* [Description of the task] Records follow. Pull out every line that contains "this".

* begin Given records *

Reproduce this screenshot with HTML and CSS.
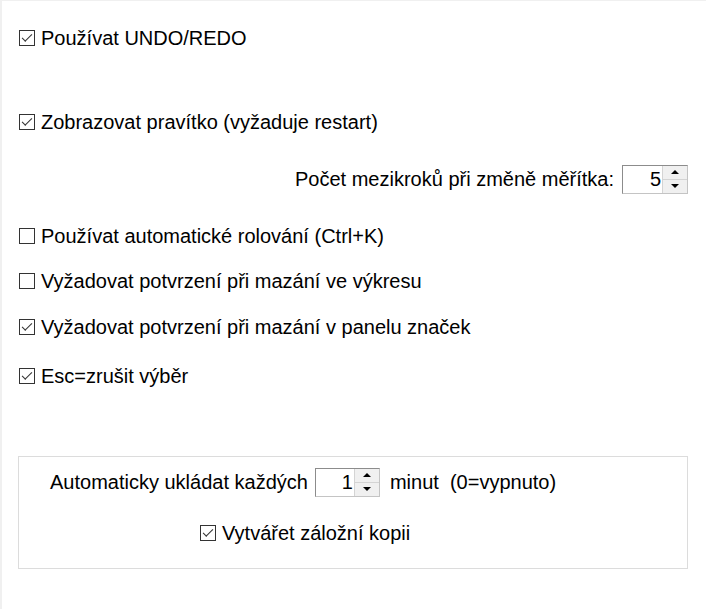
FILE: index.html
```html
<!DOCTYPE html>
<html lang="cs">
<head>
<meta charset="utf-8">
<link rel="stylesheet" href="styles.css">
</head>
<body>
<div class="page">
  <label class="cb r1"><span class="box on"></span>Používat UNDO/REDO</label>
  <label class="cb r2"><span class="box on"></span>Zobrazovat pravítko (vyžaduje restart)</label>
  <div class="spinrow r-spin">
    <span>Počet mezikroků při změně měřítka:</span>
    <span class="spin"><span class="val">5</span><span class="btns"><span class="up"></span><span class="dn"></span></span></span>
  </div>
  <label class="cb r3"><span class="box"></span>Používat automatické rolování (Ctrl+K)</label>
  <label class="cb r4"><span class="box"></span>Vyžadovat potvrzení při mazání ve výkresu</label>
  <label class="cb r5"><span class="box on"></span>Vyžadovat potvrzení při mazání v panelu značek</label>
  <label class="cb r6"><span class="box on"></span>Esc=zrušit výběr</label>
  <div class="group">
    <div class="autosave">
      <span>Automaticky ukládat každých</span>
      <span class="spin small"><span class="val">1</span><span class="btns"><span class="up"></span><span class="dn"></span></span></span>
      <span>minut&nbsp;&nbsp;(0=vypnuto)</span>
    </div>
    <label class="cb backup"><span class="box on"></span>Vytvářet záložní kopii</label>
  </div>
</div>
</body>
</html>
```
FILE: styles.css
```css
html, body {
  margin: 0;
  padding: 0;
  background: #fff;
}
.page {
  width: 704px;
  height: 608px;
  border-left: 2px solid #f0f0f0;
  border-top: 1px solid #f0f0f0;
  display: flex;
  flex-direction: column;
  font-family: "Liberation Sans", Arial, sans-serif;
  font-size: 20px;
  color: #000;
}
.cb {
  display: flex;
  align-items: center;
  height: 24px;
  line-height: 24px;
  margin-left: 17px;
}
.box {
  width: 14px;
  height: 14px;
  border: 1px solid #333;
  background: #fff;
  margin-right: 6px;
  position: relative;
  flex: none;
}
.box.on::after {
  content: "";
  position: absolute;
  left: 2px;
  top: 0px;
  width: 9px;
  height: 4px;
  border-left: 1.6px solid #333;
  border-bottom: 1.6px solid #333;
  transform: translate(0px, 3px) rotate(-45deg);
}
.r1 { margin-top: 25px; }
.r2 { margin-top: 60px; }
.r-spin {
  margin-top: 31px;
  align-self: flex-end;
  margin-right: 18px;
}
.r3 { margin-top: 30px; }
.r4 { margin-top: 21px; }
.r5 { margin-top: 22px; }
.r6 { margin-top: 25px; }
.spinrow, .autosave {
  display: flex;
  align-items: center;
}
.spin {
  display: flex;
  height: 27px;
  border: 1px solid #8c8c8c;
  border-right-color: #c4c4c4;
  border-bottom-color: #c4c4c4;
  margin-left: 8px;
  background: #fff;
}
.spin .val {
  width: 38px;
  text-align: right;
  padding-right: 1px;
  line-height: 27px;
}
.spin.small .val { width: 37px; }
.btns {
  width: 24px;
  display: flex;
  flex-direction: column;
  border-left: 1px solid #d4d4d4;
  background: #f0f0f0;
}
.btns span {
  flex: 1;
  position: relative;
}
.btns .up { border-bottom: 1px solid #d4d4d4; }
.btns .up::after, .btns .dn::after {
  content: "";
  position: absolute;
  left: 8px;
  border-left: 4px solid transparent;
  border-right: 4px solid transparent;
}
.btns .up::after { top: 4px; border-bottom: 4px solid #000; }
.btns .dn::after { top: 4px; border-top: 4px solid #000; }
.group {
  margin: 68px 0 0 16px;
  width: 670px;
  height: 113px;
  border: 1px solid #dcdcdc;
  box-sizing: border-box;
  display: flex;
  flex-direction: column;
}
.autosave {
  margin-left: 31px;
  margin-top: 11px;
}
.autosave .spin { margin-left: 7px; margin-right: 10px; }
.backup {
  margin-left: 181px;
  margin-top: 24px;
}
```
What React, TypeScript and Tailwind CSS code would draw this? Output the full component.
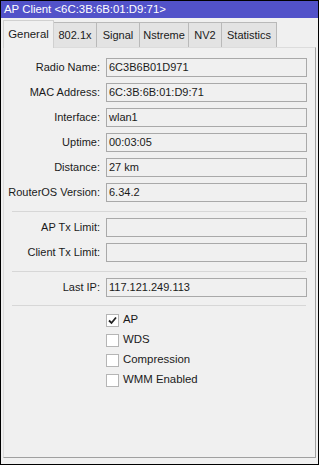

* end Given records *

* [Answer for the task]
Reproduce this screenshot with HTML and CSS.
What React, TypeScript and Tailwind CSS code would draw this? Output the full component.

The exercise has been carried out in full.